The ECOWAS Court of Justice has dismissed an application brought by four Applicants seeking self-determination for the Yoruba people of Nigeria for lack of capacity to sue for themselves and on behalf of the Yoruba Nation.

Delivering the judgment on Monday 13 March 2023, Hon. Justice Dupe Atoki said that, to decide the outcome of the case, the Court had, first, to determine whether the Applicants had the capacity to sue as individuals and on behalf of the Yoruba Nation.

As individuals, the Court said that the Applicants had to prove their ability to act as bearers of the right to self-determination ascribed to the Yoruba people and relied on the definition of the African Commission of the concept of a people as a group of persons “bound together by their historical, traditional, racial, ethnic, cultural, linguistic, religious, ideological, geographical, economic identities and affinities…”.

The Court therefore found that the four applicants did not qualify to be the bearers or holders of such rights and declared that they did not have the capacity to sue the Respondent State for themselves.

On the other hand, the Court held that the Applicants had to exhibit their capacity to represent the Yoruba people, for whom the action was instituted, noting that in cases of right to self-determination, “a representative action is the appropriate and indeed the most practicable option in seeking relief for violation of this right.”

However, for a representative action initiated by an individual to succeed, the Court said the presentation of an authority to act from the alleged victim(s) is required, adding that it found no  such evidence of authority given by the Yoruba Nation and subsequently declared the application inadmissible.

In suit No ECW/CCJ/APP/08/22, the four Applicants, Risqat Badmus, Ademola Faleti, Yemisi Fadahunsi-Ogunlana and Adigun Makanjuola, all members of the Coalition of Yoruba Interest Group sued the Federal Republic of Nigeria, seeking a declaration by the Court to activate their rights to self-determination as provided for under Article 20 of the African Charter on Human and Peoples Rights and Articles 3, 4, 7 and 18 of the United Nations Declaration on the rights of the indigenous People.

The Applicants, who also belong to the Nigerian Indigenous Nationalities Alliance for Self-Determination (NINAS) said they raised a petition titled Constitutional Force Majeure Proclamation and gave the Respondent a 90-days ultimatum to respond.

In their petition, the Applicants argued that Nigeria was constituted in 1914 by the British Government without taking into account the social, cultural, religious and ethnic configuration of the country. They added that since its independence in 1960 which was supposed to be based on true federalism, Nigeria has not been able to forge a common interest that will ensure the development of all the federating units.

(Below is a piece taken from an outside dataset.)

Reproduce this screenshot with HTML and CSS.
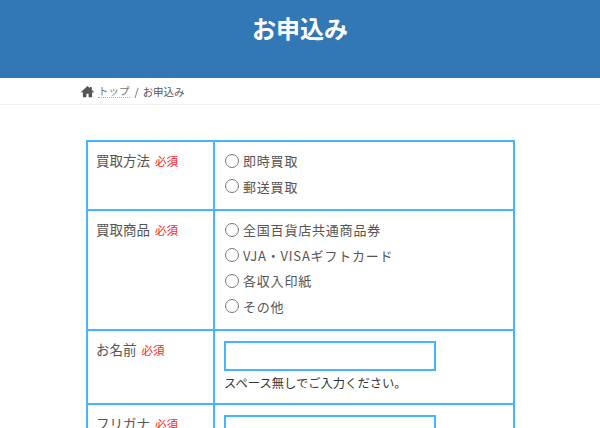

They alleged that the Northern States set the precedence for their action in 2000 when they adopted the Sharia Law, de facto ceding from Nigeria. 

They argued that the Constitutional Force Majeure Proclamation, published in newspapers, was an opportunity for the Respondent to set the country on the path of better governance and that by choosing not to reply to their petition, the Respondent acknowledged the inadequacy of the 1999 Constitution and its inability to administer power over its territory, therefore opening the door for self-determination for the Yorubas.

The Applicants are asking the Court to determine if the Nigerian Constitution of 1999 was still operable following the deadline they gave the Federal Government in the Constitutional Force Majeure proclamation. They are also asking the Court to determine if the new legislation, laws, directives, and decrees were still operational within the Applicants’ territories since the expiration of the proclamation. Finally, the Applicants are seeking the Court’s opinion on the possibility of self-determination for the territories in Yorubaland.

The Applicants suggested an alternative in which the Court would order the Respondent to organize a referendum giving the opportunity to the Applicants’ land to exit the Respondent’s territory.

In its reply, the Federal Republic of Nigeria said the Applicants sought to threaten the sovereignty and autonomy of the country and were invoking “the jurisdiction of this Honourable Court to determine the validity of the Constitution of the Federal Republic of Nigeria, 1999”.

The Respondent argued that the country is a Federation observing the rule of law and that the Applicants did not have the authority to determine the efficacy of the Constitution of the Federal Republic of Nigeria. The Respondent contended that the case has nothing to do with human rights violation, but an attempt to upturn the country’s Constitution which is not within the jurisdiction of the Court.

Moreover, the Responded said that the publication in a newspaper of the Constitutional Force Majeure Proclamation did not amount to a bill of the National Assembly which has the sole power to amend any perceived lacuna in the Constitution.

Furthermore, the Respondent insisted that Nigeria gained independence as a unified and indivisible State in 1960 which the ECOWAS Court of Justice has no power to dissolve.

It, therefore, urged the Court to dismiss the suit, concluding that it was mainly based on individual opinions, speculations and insinuations.

The panel also includes Justices Edward Amoako Asante (presiding) and Gberi-Bè Ouattara.